§ DIRECTIVE
Exclude the pictures and reproduce the remaining data exactly as written.

§ DATA LINES

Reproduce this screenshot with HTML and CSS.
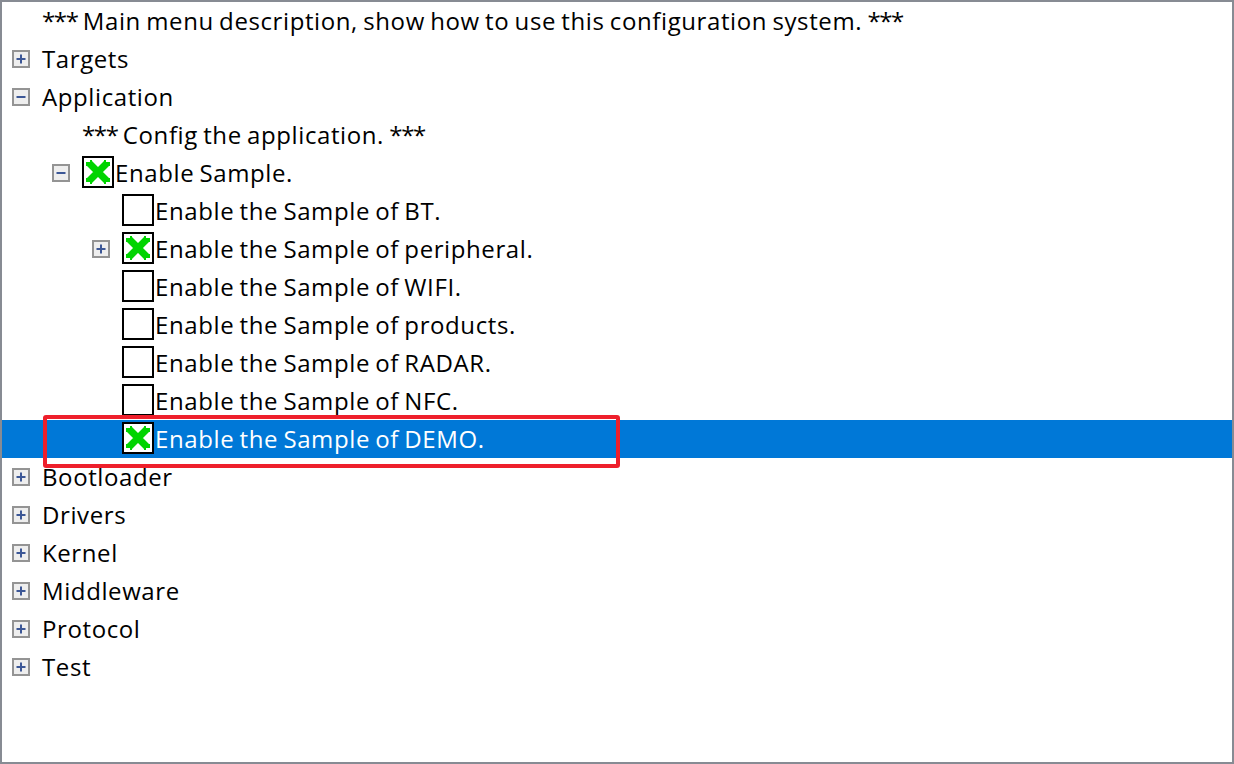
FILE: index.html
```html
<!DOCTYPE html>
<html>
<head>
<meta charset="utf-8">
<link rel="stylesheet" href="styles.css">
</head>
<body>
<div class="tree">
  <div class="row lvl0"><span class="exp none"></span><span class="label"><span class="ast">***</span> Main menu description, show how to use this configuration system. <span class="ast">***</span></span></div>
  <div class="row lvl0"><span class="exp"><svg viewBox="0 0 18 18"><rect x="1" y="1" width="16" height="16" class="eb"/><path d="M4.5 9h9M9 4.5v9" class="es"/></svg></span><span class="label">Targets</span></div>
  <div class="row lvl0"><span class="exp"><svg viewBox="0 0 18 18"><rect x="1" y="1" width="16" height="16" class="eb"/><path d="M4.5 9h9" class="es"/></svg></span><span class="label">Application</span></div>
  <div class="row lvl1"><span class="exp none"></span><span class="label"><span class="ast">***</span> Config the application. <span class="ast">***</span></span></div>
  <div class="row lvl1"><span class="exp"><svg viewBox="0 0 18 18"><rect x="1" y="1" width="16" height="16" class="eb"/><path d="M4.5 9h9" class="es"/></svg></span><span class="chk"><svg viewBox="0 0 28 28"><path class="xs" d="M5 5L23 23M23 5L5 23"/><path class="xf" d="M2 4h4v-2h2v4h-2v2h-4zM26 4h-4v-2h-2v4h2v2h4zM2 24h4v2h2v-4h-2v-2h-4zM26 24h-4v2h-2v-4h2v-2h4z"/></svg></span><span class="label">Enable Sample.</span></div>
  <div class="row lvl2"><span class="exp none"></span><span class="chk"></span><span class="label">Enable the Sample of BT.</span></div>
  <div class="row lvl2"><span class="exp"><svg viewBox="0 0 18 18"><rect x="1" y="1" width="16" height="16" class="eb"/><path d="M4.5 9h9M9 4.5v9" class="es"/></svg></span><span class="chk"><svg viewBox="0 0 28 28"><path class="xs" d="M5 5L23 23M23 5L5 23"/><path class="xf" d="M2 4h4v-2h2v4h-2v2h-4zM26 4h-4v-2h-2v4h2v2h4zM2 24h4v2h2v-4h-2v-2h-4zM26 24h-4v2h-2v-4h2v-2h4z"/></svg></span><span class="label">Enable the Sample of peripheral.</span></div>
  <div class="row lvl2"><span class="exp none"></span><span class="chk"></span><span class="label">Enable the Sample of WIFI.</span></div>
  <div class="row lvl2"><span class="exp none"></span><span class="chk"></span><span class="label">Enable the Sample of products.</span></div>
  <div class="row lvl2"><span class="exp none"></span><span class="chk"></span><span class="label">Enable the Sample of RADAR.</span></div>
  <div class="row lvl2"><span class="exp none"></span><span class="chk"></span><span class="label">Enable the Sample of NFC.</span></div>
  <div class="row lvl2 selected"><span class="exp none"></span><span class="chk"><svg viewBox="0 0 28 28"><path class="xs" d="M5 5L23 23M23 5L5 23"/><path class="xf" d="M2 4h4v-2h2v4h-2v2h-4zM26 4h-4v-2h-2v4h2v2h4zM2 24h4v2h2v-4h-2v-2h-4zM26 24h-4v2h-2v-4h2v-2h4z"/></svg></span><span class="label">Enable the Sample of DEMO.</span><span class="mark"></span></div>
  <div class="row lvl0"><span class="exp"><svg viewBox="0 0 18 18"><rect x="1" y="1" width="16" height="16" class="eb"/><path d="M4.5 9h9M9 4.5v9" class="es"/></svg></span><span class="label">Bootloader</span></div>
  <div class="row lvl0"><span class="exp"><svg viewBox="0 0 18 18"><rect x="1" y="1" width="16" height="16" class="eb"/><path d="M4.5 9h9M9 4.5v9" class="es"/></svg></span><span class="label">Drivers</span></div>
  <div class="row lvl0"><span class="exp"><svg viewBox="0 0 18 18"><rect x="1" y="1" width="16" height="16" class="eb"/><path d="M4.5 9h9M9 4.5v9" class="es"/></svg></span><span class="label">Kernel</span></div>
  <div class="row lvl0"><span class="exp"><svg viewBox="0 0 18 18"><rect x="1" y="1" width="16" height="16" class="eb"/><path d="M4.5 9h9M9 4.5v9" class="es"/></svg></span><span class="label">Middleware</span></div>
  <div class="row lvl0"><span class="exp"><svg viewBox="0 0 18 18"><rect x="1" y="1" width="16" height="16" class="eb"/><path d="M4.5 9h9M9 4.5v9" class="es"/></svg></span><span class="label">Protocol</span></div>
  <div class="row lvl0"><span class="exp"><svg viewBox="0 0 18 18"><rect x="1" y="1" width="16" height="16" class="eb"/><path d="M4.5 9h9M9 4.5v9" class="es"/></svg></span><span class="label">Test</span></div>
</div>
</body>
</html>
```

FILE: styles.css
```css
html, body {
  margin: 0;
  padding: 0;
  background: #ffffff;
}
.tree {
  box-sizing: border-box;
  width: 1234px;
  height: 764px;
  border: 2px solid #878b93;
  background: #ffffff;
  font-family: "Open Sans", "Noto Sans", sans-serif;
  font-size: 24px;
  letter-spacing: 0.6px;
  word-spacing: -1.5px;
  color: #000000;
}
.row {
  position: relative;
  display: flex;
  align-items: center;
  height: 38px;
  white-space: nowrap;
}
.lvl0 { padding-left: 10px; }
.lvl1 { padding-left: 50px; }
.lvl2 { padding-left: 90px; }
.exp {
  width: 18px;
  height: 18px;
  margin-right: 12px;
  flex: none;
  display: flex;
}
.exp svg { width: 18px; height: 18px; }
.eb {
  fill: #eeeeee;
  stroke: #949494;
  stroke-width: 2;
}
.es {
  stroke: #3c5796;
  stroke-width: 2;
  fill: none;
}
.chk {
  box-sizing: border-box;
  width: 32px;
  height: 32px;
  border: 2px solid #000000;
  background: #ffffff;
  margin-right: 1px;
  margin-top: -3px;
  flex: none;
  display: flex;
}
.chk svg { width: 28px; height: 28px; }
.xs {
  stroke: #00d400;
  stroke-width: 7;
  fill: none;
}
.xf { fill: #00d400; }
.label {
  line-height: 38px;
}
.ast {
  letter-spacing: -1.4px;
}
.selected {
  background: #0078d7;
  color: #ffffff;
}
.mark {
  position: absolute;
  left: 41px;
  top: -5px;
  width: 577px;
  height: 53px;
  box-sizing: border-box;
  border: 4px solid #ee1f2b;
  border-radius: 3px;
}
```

§ FULL OUTPUT
Reproduce this screenshot with HTML and CSS.
FILE: index.html
```html
<!DOCTYPE html>
<html>
<head>
<meta charset="utf-8">
<link rel="stylesheet" href="styles.css">
</head>
<body>
<div class="tree">
  <div class="row lvl0"><span class="exp none"></span><span class="label"><span class="ast">***</span> Main menu description, show how to use this configuration system. <span class="ast">***</span></span></div>
  <div class="row lvl0"><span class="exp"><svg viewBox="0 0 18 18"><rect x="1" y="1" width="16" height="16" class="eb"/><path d="M4.5 9h9M9 4.5v9" class="es"/></svg></span><span class="label">Targets</span></div>
  <div class="row lvl0"><span class="exp"><svg viewBox="0 0 18 18"><rect x="1" y="1" width="16" height="16" class="eb"/><path d="M4.5 9h9" class="es"/></svg></span><span class="label">Application</span></div>
  <div class="row lvl1"><span class="exp none"></span><span class="label"><span class="ast">***</span> Config the application. <span class="ast">***</span></span></div>
  <div class="row lvl1"><span class="exp"><svg viewBox="0 0 18 18"><rect x="1" y="1" width="16" height="16" class="eb"/><path d="M4.5 9h9" class="es"/></svg></span><span class="chk"><svg viewBox="0 0 28 28"><path class="xs" d="M5 5L23 23M23 5L5 23"/><path class="xf" d="M2 4h4v-2h2v4h-2v2h-4zM26 4h-4v-2h-2v4h2v2h4zM2 24h4v2h2v-4h-2v-2h-4zM26 24h-4v2h-2v-4h2v-2h4z"/></svg></span><span class="label">Enable Sample.</span></div>
  <div class="row lvl2"><span class="exp none"></span><span class="chk"></span><span class="label">Enable the Sample of BT.</span></div>
  <div class="row lvl2"><span class="exp"><svg viewBox="0 0 18 18"><rect x="1" y="1" width="16" height="16" class="eb"/><path d="M4.5 9h9M9 4.5v9" class="es"/></svg></span><span class="chk"><svg viewBox="0 0 28 28"><path class="xs" d="M5 5L23 23M23 5L5 23"/><path class="xf" d="M2 4h4v-2h2v4h-2v2h-4zM26 4h-4v-2h-2v4h2v2h4zM2 24h4v2h2v-4h-2v-2h-4zM26 24h-4v2h-2v-4h2v-2h4z"/></svg></span><span class="label">Enable the Sample of peripheral.</span></div>
  <div class="row lvl2"><span class="exp none"></span><span class="chk"></span><span class="label">Enable the Sample of WIFI.</span></div>
  <div class="row lvl2"><span class="exp none"></span><span class="chk"></span><span class="label">Enable the Sample of products.</span></div>
  <div class="row lvl2"><span class="exp none"></span><span class="chk"></span><span class="label">Enable the Sample of RADAR.</span></div>
  <div class="row lvl2"><span class="exp none"></span><span class="chk"></span><span class="label">Enable the Sample of NFC.</span></div>
  <div class="row lvl2 selected"><span class="exp none"></span><span class="chk"><svg viewBox="0 0 28 28"><path class="xs" d="M5 5L23 23M23 5L5 23"/><path class="xf" d="M2 4h4v-2h2v4h-2v2h-4zM26 4h-4v-2h-2v4h2v2h4zM2 24h4v2h2v-4h-2v-2h-4zM26 24h-4v2h-2v-4h2v-2h4z"/></svg></span><span class="label">Enable the Sample of DEMO.</span><span class="mark"></span></div>
  <div class="row lvl0"><span class="exp"><svg viewBox="0 0 18 18"><rect x="1" y="1" width="16" height="16" class="eb"/><path d="M4.5 9h9M9 4.5v9" class="es"/></svg></span><span class="label">Bootloader</span></div>
  <div class="row lvl0"><span class="exp"><svg viewBox="0 0 18 18"><rect x="1" y="1" width="16" height="16" class="eb"/><path d="M4.5 9h9M9 4.5v9" class="es"/></svg></span><span class="label">Drivers</span></div>
  <div class="row lvl0"><span class="exp"><svg viewBox="0 0 18 18"><rect x="1" y="1" width="16" height="16" class="eb"/><path d="M4.5 9h9M9 4.5v9" class="es"/></svg></span><span class="label">Kernel</span></div>
  <div class="row lvl0"><span class="exp"><svg viewBox="0 0 18 18"><rect x="1" y="1" width="16" height="16" class="eb"/><path d="M4.5 9h9M9 4.5v9" class="es"/></svg></span><span class="label">Middleware</span></div>
  <div class="row lvl0"><span class="exp"><svg viewBox="0 0 18 18"><rect x="1" y="1" width="16" height="16" class="eb"/><path d="M4.5 9h9M9 4.5v9" class="es"/></svg></span><span class="label">Protocol</span></div>
  <div class="row lvl0"><span class="exp"><svg viewBox="0 0 18 18"><rect x="1" y="1" width="16" height="16" class="eb"/><path d="M4.5 9h9M9 4.5v9" class="es"/></svg></span><span class="label">Test</span></div>
</div>
</body>
</html>
```

FILE: styles.css
```css
html, body {
  margin: 0;
  padding: 0;
  background: #ffffff;
}
.tree {
  box-sizing: border-box;
  width: 1234px;
  height: 764px;
  border: 2px solid #878b93;
  background: #ffffff;
  font-family: "Open Sans", "Noto Sans", sans-serif;
  font-size: 24px;
  letter-spacing: 0.6px;
  word-spacing: -1.5px;
  color: #000000;
}
.row {
  position: relative;
  display: flex;
  align-items: center;
  height: 38px;
  white-space: nowrap;
}
.lvl0 { padding-left: 10px; }
.lvl1 { padding-left: 50px; }
.lvl2 { padding-left: 90px; }
.exp {
  width: 18px;
  height: 18px;
  margin-right: 12px;
  flex: none;
  display: flex;
}
.exp svg { width: 18px; height: 18px; }
.eb {
  fill: #eeeeee;
  stroke: #949494;
  stroke-width: 2;
}
.es {
  stroke: #3c5796;
  stroke-width: 2;
  fill: none;
}
.chk {
  box-sizing: border-box;
  width: 32px;
  height: 32px;
  border: 2px solid #000000;
  background: #ffffff;
  margin-right: 1px;
  margin-top: -3px;
  flex: none;
  display: flex;
}
.chk svg { width: 28px; height: 28px; }
.xs {
  stroke: #00d400;
  stroke-width: 7;
  fill: none;
}
.xf { fill: #00d400; }
.label {
  line-height: 38px;
}
.ast {
  letter-spacing: -1.4px;
}
.selected {
  background: #0078d7;
  color: #ffffff;
}
.mark {
  position: absolute;
  left: 41px;
  top: -5px;
  width: 577px;
  height: 53px;
  box-sizing: border-box;
  border: 4px solid #ee1f2b;
  border-radius: 3px;
}
```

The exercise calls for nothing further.